Still another school hired four lead teachers and a cadre of tutors so that each student could spend the majority of his or her day with a tutor in a 7:1 environment under a lead teacher.
Portrait of Strategic School Design: Martin Luther King Early College
“MLK School predominantly serves students who live in poverty and it has struggled over time. Its school leaders wanted to use their time and people more effectively, and we helped them think about what their school could look like. They ultimately decided to increase their teacher collaboration time from an hour a day to 2.5 hours, and evolve from a middle school to an early college,” explains Whitehead-Bust.
Today, MLK is a highly focused learning center with a college-prep curriculum and extensive academic support. Students are grouped into smaller “academies,” 100 students to four teachers, who travel together in core content areas–from 6th through 12th grade. The new schedule clusters all student electives around lunch, which creates a 2.5-hour block for core content teacher planning. They also integrated shorter cycle data assessments so they could be more in tune with student progress. Today, during those 2.5 hours, teachers look at real-time data and regroup kids accordingly. “Teachers can say ‘I need these students for two hours on this day because I’m doing a deep dive in literacy.’ Those same teachers can shift their schedules fluidly to do the kind of remediation that’s necessary to achieve their instructional vision,” explains Whitehead-Bust.
“When you operate in a resource-limited environment it’s important to think differently about how you use your people, time, money, technology, and space, because you can’t always find more.”
DPS’ leaders and central office staff didn’t always agree on how to allocate their resources.
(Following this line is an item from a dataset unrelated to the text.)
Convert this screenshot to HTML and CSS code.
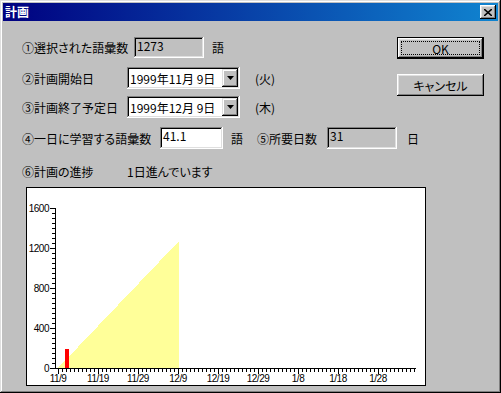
FILE: index.html
```html
<!DOCTYPE html>
<html>
<head>
    <title>計画</title>
    <link rel="stylesheet" href="styles.css">
</head>
<body>
    <div class="window">
        <div class="titlebar">
            <span class="title">計画</span>
            <span class="close">
                <svg width="8" height="7" viewBox="0 0 8 7"><path d="M0 0 L8 7 M8 0 L0 7" stroke="#000" stroke-width="1.6"/></svg>
            </span>
        </div>
        <div class="client">
            <div class="top">
                <div class="fields">
                    <div class="row r1">
                        <span class="label w112">①選択された語彙数</span>
                        <span class="box readonly w70">1273</span>
                        <span class="unit">語</span>
                    </div>
                    <div class="row r2">
                        <span class="label w105">②計画開始日</span>
                        <span class="combo"><span class="value">1999年11月 9日</span><span class="drop"><svg width="7" height="4"><polygon points="0,0 7,0 3.5,4"/></svg></span></span>
                        <span class="weekday">(火)</span>
                    </div>
                    <div class="row r3">
                        <span class="label w105">③計画終了予定日</span>
                        <span class="combo"><span class="value">1999年12月 9日</span><span class="drop"><svg width="7" height="4"><polygon points="0,0 7,0 3.5,4"/></svg></span></span>
                        <span class="weekday">(木)</span>
                    </div>
                </div>
                <div class="buttons">
                    <div class="btn default"><span class="focus">OK</span></div>
                    <div class="btn cancel">キャンセル</div>
                </div>
            </div>
            <div class="row r4">
                <span class="label w138">④一日に学習する語彙数</span>
                <span class="box w63">41.1</span>
                <span class="unit">語</span>
                <span class="label w70 gap">⑤所要日数</span>
                <span class="box readonly w70">31</span>
                <span class="unit u10">日</span>
            </div>
            <div class="row r5">
                <span class="label w105">⑥計画の進捗</span>
                <span>1日進んでいます</span>
            </div>
            <div class="chart">
                <svg class="plot" width="398" height="197">
                    <defs>
                        <pattern id="xt" x="31" y="0" width="4" height="10" patternUnits="userSpaceOnUse"><rect width="1" height="10"/></pattern>
                        <pattern id="yt" x="0" y="0" width="10" height="5" patternUnits="userSpaceOnUse"><rect width="10" height="1"/></pattern>
                    </defs>
                    <!-- 予定の語彙数 -->
                    <polygon points="31,180 152,180 152,53" fill="#ffff99"/>
                    <!-- 実績 -->
                    <rect x="38" y="161" width="4" height="19" fill="#ff0000"/>
                    <!-- 軸 -->
                    <rect x="28" y="20" width="1" height="161"/>
                    <rect x="28" y="180" width="361" height="1"/>
                    <rect x="25" y="20" width="3" height="161" fill="url(#yt)"/>
                    <rect x="31" y="181" width="358" height="3" fill="url(#xt)"/>
                    <g class="major">
                        <rect x="23" y="20" width="5" height="1"/>
                        <rect x="23" y="60" width="5" height="1"/>
                        <rect x="23" y="100" width="5" height="1"/>
                        <rect x="23" y="140" width="5" height="1"/>
                        <rect x="23" y="180" width="5" height="1"/>
                        <rect x="31" y="181" width="1" height="5"/>
                        <rect x="71" y="181" width="1" height="5"/>
                        <rect x="111" y="181" width="1" height="5"/>
                        <rect x="151" y="181" width="1" height="5"/>
                        <rect x="191" y="181" width="1" height="5"/>
                        <rect x="231" y="181" width="1" height="5"/>
                        <rect x="271" y="181" width="1" height="5"/>
                        <rect x="311" y="181" width="1" height="5"/>
                        <rect x="351" y="181" width="1" height="5"/>
                    </g>
                    <g class="ylabels">
                        <text x="22" y="24">1600</text>
                        <text x="22" y="64">1200</text>
                        <text x="22" y="104">800</text>
                        <text x="22" y="144">400</text>
                        <text x="22" y="184">0</text>
                    </g>
                    <g class="xlabels">
                        <text x="31" y="194">11/9</text>
                        <text x="71" y="194">11/19</text>
                        <text x="111" y="194">11/29</text>
                        <text x="151" y="194">12/9</text>
                        <text x="191" y="194">12/19</text>
                        <text x="231" y="194">12/29</text>
                        <text x="271" y="194">1/8</text>
                        <text x="311" y="194">1/18</text>
                        <text x="351" y="194">1/28</text>
                    </g>
                </svg>
            </div>
        </div>
    </div>
</body>
</html>
```

FILE: styles.css
```css
body {
    margin: 0;
    font-family: "Noto Sans CJK JP", sans-serif;
    font-size: 12px;
    font-feature-settings: "palt";
    background-color: #c0c0c0;
    color: #000;
}
.window {
    width: 501px;
    height: 393px;
    box-sizing: border-box;
    padding: 3px;
    background-color: #c0c0c0;
    box-shadow: inset -1px -1px #000, inset 1px 1px #dfdfdf, inset -2px -2px #808080, inset 2px 2px #fff;
}
.titlebar {
    height: 18px;
    display: flex;
    align-items: center;
    justify-content: space-between;
    padding: 0 2px 0 2px;
    background: linear-gradient(to right, #000080, #1084d0);
    color: white;
}
.title {
    font-weight: bold;
    line-height: 18px;
}
.close {
    width: 16px;
    height: 14px;
    box-sizing: border-box;
    display: flex;
    align-items: center;
    justify-content: center;
    background-color: #c0c0c0;
    box-shadow: inset -1px -1px #000, inset 1px 1px #fff, inset -2px -2px #808080, inset 2px 2px #dfdfdf;
}
.close svg {
    display: block;
}
.client {
    padding: 16px 0 0 19px;
}
.top {
    display: flex;
}
.fields {
    width: 375px;
}
.row {
    display: flex;
    align-items: center;
    height: 22px;
    white-space: nowrap;
}
.r1 {
    height: 21px;
}
.r2 {
    margin-top: 9px;
}
.r3 {
    margin-top: 7px;
}
.r4 {
    margin-top: 9px;
}
.r5 {
    margin-top: 14px;
    height: 16px;
}
.label {
    flex: none;
}
.w105 { width: 105px; }
.w112 { width: 112px; }
.w138 { width: 138px; }
.w70 { width: 70px; }
.w63 { width: 63px; }
.gap {
    margin-left: 14px;
}
.unit {
    margin-left: 8px;
}
.u10 {
    margin-left: 10px;
}
.box {
    box-sizing: border-box;
    height: 22px;
    padding: 2px 3px 0;
    line-height: 14px;
    background-color: white;
    box-shadow: inset -1px -1px #fff, inset 1px 1px #808080, inset -2px -2px #dfdfdf, inset 2px 2px #000;
}
.r1 .box {
    height: 21px;
}
.box.readonly {
    background-color: #c0c0c0;
}
.combo {
    box-sizing: border-box;
    width: 113px;
    height: 22px;
    display: flex;
    align-items: center;
    justify-content: space-between;
    padding: 2px;
    background-color: white;
    box-shadow: inset -1px -1px #fff, inset 1px 1px #808080, inset -2px -2px #dfdfdf, inset 2px 2px #000;
}
.combo .value {
    white-space: pre;
    padding-left: 1px;
}
.drop {
    width: 16px;
    height: 18px;
    box-sizing: border-box;
    display: flex;
    align-items: center;
    justify-content: center;
    background-color: #c0c0c0;
    box-shadow: inset -1px -1px #000, inset 1px 1px #dfdfdf, inset -2px -2px #808080, inset 2px 2px #fff;
}
.drop svg {
    display: block;
}
.weekday {
    margin-left: 15px;
}
.buttons {
    width: 87px;
    display: flex;
    flex-direction: column;
    gap: 15px;
}
.btn {
    box-sizing: border-box;
    height: 22px;
    display: flex;
    align-items: center;
    justify-content: center;
    background-color: #c0c0c0;
    box-shadow: inset -1px -1px #000, inset 1px 1px #fff, inset -2px -2px #808080, inset 2px 2px #dfdfdf;
}
.btn.default {
    border: 1px solid #000;
    padding: 3px;
}
.focus {
    flex: 1;
    align-self: stretch;
    display: flex;
    align-items: center;
    justify-content: center;
    border: 1px dotted #000;
}
.chart {
    margin: 8px 0 0 4px;
    width: 400px;
    height: 199px;
    box-sizing: border-box;
    border: 1px solid #000;
    background-color: white;
}
.plot {
    display: block;
    shape-rendering: crispEdges;
}
.plot text {
    font-family: "Liberation Sans", Arial, sans-serif;
    font-size: 10px;
    letter-spacing: -0.5px;
}
.ylabels text {
    text-anchor: end;
}
.xlabels text {
    text-anchor: middle;
}
```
But now they’re working toward the same goal. “When a school’s resources are being utilized as accelerants towards the same end, they can produce dramatic change,” says Whitehead-Bust. “Today, you’ll see a variety of schools partnering with one another as well as principals and teachers learning about promising models in different schools within our district.” DPS is ensuring that teachers are working together, getting the help they need, and providing individual attention for every student.
“We’re not where we want to be yet, but we’re excited about the early leading indicators we’ve seen, particularly in our charter and innovation schools. Leaders are coming to us proactively soliciting ideas. They are networking with one another, collaborating on instruction, and taking new ideas and experimenting with them in their classrooms. They are integrating blended learning, using dynamic grouping strategies to respond to learning needs, and reworking schedules. We’ve seen significant change and we’re really excited.”
“In education we sometimes get so insular that we don’t have the opportunity to learn what our partners are doing. ERS brings a national perspective on best practices since they have the opportunity to work with districts around the country. They’ve helped us think differently about how we use our resources, and they’ve been a great conceptual and problem-solving partner.”